Bitcoin is a representation of the entire financial system, and its recent plummet signals to the market that fear is real. The leading cryptocurrency has dropped 25% in value so far this year, and recently reached half the value of its all-time highs.
Fear in the crypto market is at its most intense. The Crypto Fear and Greed Index uses five to six measurements to assess the current sentiment of the market and then rates that level of emotion on a scale of 1 to 100: 1 is extreme fear and 100 is extreme greed. At the time of writing, the index is at 12, or “extreme fear” territory.
Again, the crypto fear is not entirely baseless. Sharing many of the macroeconomic concerns as the stock market, the crypto market’s notorious volatility has left it vulnerable to extreme swings. The speed at which bitcoin has fallen over the past few months is nothing short of terrifying.
So is it game over for bitcoin? Of course not.
To the disdain of crypto hipsters, mainstream cryptocurrency bitcoin has been, is, and will be the market leader. Although it won’t see returns as large as memecoins, it also won’t fall as far as its competitors.
For centuries, gold has been an inflation hedge. In the new age we’re living in, bitcoin is digital gold. As countries with unstable governments turn to bitcoin, and as institutions look for alternative sources of financial independence away from governments, bitcoin is increasingly becoming the solution.
Even if we take the worst case scenario that the metaverse is a fad and cryptos of network protocol layers such as Ethereum, Avalanche and Polkadot fall to zero, bitcoin has the ability to survive. Scalability is highly contested between a number of blockchains. These network protocols will compete with each other, perhaps driving each other out of the market, whilst bitcoin sits back and watches the chaos unfold.
This is the worst case scenario (which we don’t actually believe will happen). In the best case scenario, cryptocurrencies will bounce back as we venture into Web 3.0, and bitcoin will lead the way.
Ethereum Excitement
Having just thrown shade at Ethereum and network protocols, we’ll now discuss why ETH is worth picking up during this crash.

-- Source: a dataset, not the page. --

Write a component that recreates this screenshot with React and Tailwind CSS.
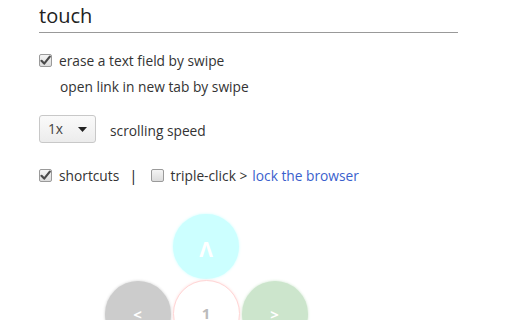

Nothing has fundamentally changed in the crypto market, or even the stock market. If anything, the landscape of the crypto market is encouraging. With the approach of Web 3.0 seemingly upon us, we’re seeing mainstream companies positioning themselves to welcome in the new technology.
Meta, Google, Nike, Microsoft and any tech company worth its salt is preparing to adapt to the metaverse and Web 3.0. This is fantastic news for crypto adoption, especially Ethereum.
Positioning itself as a key player in Web 3.0, Ethereum’s highly anticipated 2.0 update is expected later this year. Assuming that the metaverse succeeds and Ethereum 2.0 launches smoothly – both fairly reasonable assumptions at this point – Ethereum has nowhere to go but upwards.
In The Short Term, We’re All Dead
The key strategy investors must deploy during this crash is long term thinking. Whilst crypto traders are notoriously synonymous with day traders, appreciating the fundamentals of your favourite cryptocurrency requires long-term thinking.
Long-term thinking is crucial now more than ever. With Web 3.0 around the corner and crypto blockchains preparing for it, believers should be stocking up on cryptocurrencies in anticipation of the digital revolution.
As mentioned, nothing has fundamentally changed in terms of the Web 3.0 rollout, and no Fed hike will prevent it. If Fed woes have depressed prices, and Web 3.0’s potential remains unaffected, the crypto market is ultimately experiencing a fire sale.
That said, it’s unclear where the bottom is. But it doesn’t matter. Even the best investor won’t be fortunate enough to buy at rock bottom and sell at the ceiling. Timing the market to perfection is impossible, so don’t bother trying it. Just remember that picking up bitcoin and/or ethereum at their current prices will handsomely pay off in the coming years.